In response to the youth-led Arab Spring in 2011, African youth have received renewed attention from policymakers, economists and the media alike. Africa is the world’s youngest continent, with people under the age of 35 constituting about 65 percent of the population, according to the African Union. Unfortunately, much writing on the topic mobilises binary images that label youth as either an asset – “the demographic dividend”, “the continent’s most valuable resource” – or a liability: a “demographic time bomb”. Such discourse does not only gloss over the complex realities and different contexts African youths find themselves in, it also tends to ignore the agency that young Africans have and fails to ask what it is that they want and to what extent they are able to realise their aspirations.

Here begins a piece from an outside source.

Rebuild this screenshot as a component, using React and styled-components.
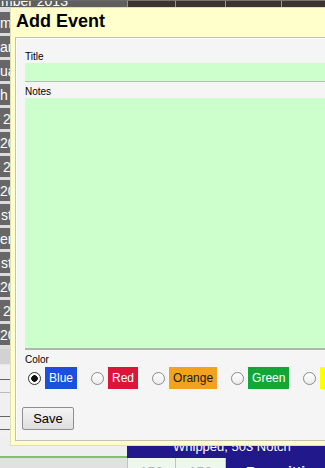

Even though the continent may be “rising”, as four African countries rank among the ten fastest growing economies of 2013, it is clear that speed is not everything and that the majority of African youth continues to face difficult socio-economic conditions. In the words of Alcinda Honwana, many young Africans find themselves in a state of “waithood” deprived of the opportunity to become economically independent adults by the lack of decent jobs, bad governance and unfavourable international trade relations.
Despite these challenging conditions, young Africans evidently are not just sitting around. They try to make ends meet with whatever work they can find and many have become politically active, either in street protests or through more formal engagement – countering the perception of apathetic youth.
Against this backdrop, this edition of Perspectives seeks to shed light on a number of related questions. What frustrations are causing the youth to turn to the streets? How do they mobilise today? Are conventional politics and parties able to attract young people or do they seek alternative ways to engage? How does their political participation manifest? Have they been successful? Are the youth a political force?
Judging from these reflections on protest movements such as Occupy Nigeria and Senegal’s Y’en a marre (Enough is enough!), and to some extent on the struggle by the Egyptian youth after the fall of President Hosni Mubarak, it seems that transforming the often reactive expressions of youth discontent into pro-active, programmatic and sustained political action that can influence national politics is one of the greatest challenges. On the other hand, where the youth have become part of the formal party political system (as in Kenya) or have been for some time (South Africa), they have yet to show that they stand for a different kind of politics with a greater vision than the old guard’s pursuit of wealth and patronage.
What appears common to all young people when they decide to engage in politics is that breaking through the hierarchical and patrimonial governance order that has historically precluded their participation in decision-making in most communities in the continent (and indeed the world) is a slow and gradual process.
By providing these and other insights on youth politics and youth in politics from various countries across the continent, we hope to help expand the debate on Africa’s youth beyond questions of economic outlook and risk management.